If we want to limit the values to not be smaller than 0 or larger than 100, we can use pmin and pmax.
For many applications (like balance distribution or any data that contains outliers) I like to use the Exponential distribution (with parameter rate
and expectation 1/rate
).
If you want to explore further probability distributions check out this link. Playing around with the parameters of the distributions you will notice that you can simulate almost any variable you like (Take a short look at: The different faces of the Beta distribution).
To create our first simulated dataframe, we can start by simulating the variables separately and then putting them together.
set.seed(61)
k <- 7
id <- 1:k
name <- c("Frank","Dorian","Eva","Elena","Andy","Barbara","Yvonne")

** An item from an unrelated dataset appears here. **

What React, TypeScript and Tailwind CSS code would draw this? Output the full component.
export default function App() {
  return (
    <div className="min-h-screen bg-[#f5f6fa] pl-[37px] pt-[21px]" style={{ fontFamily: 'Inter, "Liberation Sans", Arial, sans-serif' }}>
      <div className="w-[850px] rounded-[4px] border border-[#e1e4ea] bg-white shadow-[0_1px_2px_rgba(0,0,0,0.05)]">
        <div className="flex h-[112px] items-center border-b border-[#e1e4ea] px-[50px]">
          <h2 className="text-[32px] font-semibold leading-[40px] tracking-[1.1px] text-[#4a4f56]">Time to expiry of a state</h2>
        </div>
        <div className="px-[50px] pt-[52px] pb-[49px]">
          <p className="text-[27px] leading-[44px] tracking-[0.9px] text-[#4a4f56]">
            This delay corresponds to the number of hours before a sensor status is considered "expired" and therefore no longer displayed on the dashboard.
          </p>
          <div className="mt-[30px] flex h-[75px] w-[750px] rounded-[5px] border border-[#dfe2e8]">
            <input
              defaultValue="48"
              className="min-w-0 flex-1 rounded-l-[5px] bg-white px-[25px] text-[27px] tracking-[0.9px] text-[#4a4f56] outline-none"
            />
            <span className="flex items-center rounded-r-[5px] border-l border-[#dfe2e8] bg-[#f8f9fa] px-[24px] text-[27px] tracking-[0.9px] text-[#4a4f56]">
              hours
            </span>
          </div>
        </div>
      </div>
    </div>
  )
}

age <- rnorm(k,mean=30,sd=10) %>% pmax(18) %>% round()
ocupation <- sample(c("analyst","manager","sr analyst"),k,replace=T,prob=c(10,2,3))
balance <- rexp(k,rate=0.001) %>% round(2)

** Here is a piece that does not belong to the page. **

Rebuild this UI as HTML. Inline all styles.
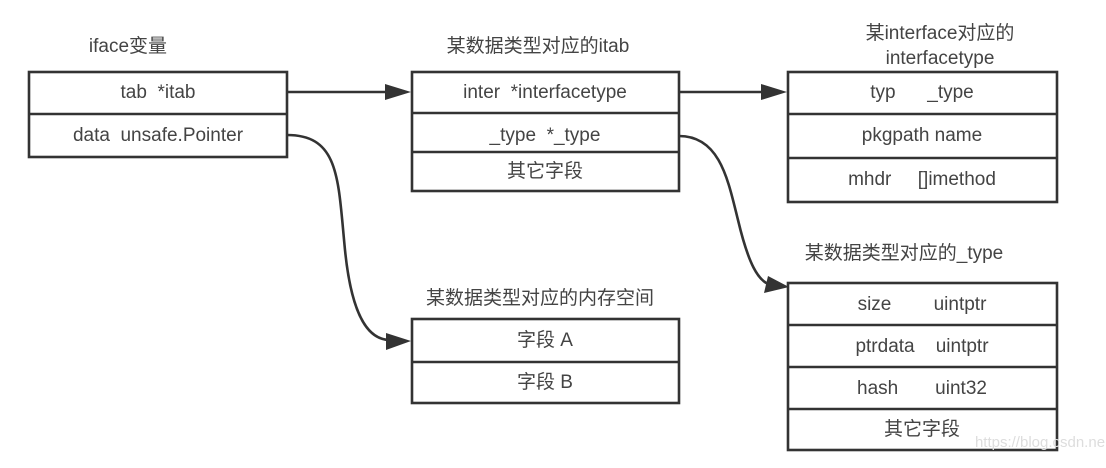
<!DOCTYPE html>
<html><head><meta charset="utf-8"><style>
html,body{margin:0;padding:0;background:#fff;width:1106px;height:468px;overflow:hidden}
svg text{font-family:"Liberation Sans","Noto Sans CJK SC",sans-serif;font-size:19px;fill:#444;text-anchor:middle;dominant-baseline:middle;white-space:pre}
</style></head><body>
<svg width="1106" height="468" viewBox="0 0 1106 468" xml:space="preserve">
<g fill="none" stroke="#333" stroke-width="2.6">
<rect x="29" y="72" width="258" height="85"/><line x1="29" y1="114" x2="287" y2="114"/>
<rect x="412" y="72" width="267" height="119"/><line x1="412" y1="113" x2="679" y2="113"/><line x1="412" y1="152" x2="679" y2="152"/>
<rect x="788" y="72" width="269" height="130"/><line x1="788" y1="114" x2="1057" y2="114"/><line x1="788" y1="158" x2="1057" y2="158"/>
<rect x="412" y="319" width="267" height="84"/><line x1="412" y1="362" x2="679" y2="362"/>
<rect x="788" y="283" width="269" height="167"/><line x1="788" y1="325" x2="1057" y2="325"/><line x1="788" y1="367" x2="1057" y2="367"/><line x1="788" y1="409" x2="1057" y2="409"/>
<line x1="287" y1="92" x2="385" y2="92"/>
<line x1="679" y1="92" x2="762" y2="92"/>
<path d="M287 135 C340 135 338 180 345 250 C352 320 370 340 390 340"/>
<path d="M679 136 C720 136 728 180 738 220 C748 262 758 283 772 285"/>
</g>
<g fill="#333">
<polygon points="411,92 385,84 385,100"/>
<polygon points="787,92 761,84 761,100"/>
<polygon points="411,341 386,333 386,350"/>
<polygon points="789,287 768,276 764,293"/>
</g>
<text x="128" y="47">iface变量</text>
<text x="158" y="93">tab  *itab</text>
<text x="158" y="136">data  unsafe.Pointer</text>
<text x="538" y="47">某数据类型对应的itab</text>
<text x="545" y="93">inter  *interfacetype</text>
<text x="545" y="136">_type  *_type</text>
<text x="545" y="172">其它字段</text>
<text x="940" y="34">某interface对应的</text>
<text x="940" y="59">interfacetype</text>
<text x="922" y="93">typ      _type</text>
<text x="922" y="136">pkgpath name</text>
<text x="922" y="180">mhdr     []imethod</text>
<text x="540" y="299">某数据类型对应的内存空间</text>
<text x="545" y="341">字段 A</text>
<text x="545" y="383">字段 B</text>
<text x="904" y="254">某数据类型对应的_type</text>
<text x="922" y="305">size        uintptr</text>
<text x="922" y="347">ptrdata    uintptr</text>
<text x="922" y="389">hash       uint32</text>
<text x="922" y="430">其它字段</text>
<text x="1040" y="443" style="fill:#ddd;font-size:15px">https://blog.csdn.ne</text>
</svg>
</body></html>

married <- sample(c("Yes","No"),k,replace=T,prob=c(0.6,0.4))
data <- data.frame(client_id=id,name,age,ocupation,balance,married_flg=married)
data
client_id name age ocupation balance married_flg
1 1 Frank 26 sr analyst 245.96 No
2 2 Dorian 26 analyst 2273.39 No
3 3 Eva 18 manager 2270.47 No
4 4 Elena 34 analyst 373.45 No
5 5 Andy 18 analyst 961.21 Yes
6 6 Barbara 28 analyst 69.32 Yes
7 7 Yvonne 37 analyst 3218.13 Yes
Great! We just simulated a dataset which we can use now for visualization or modeling purposes.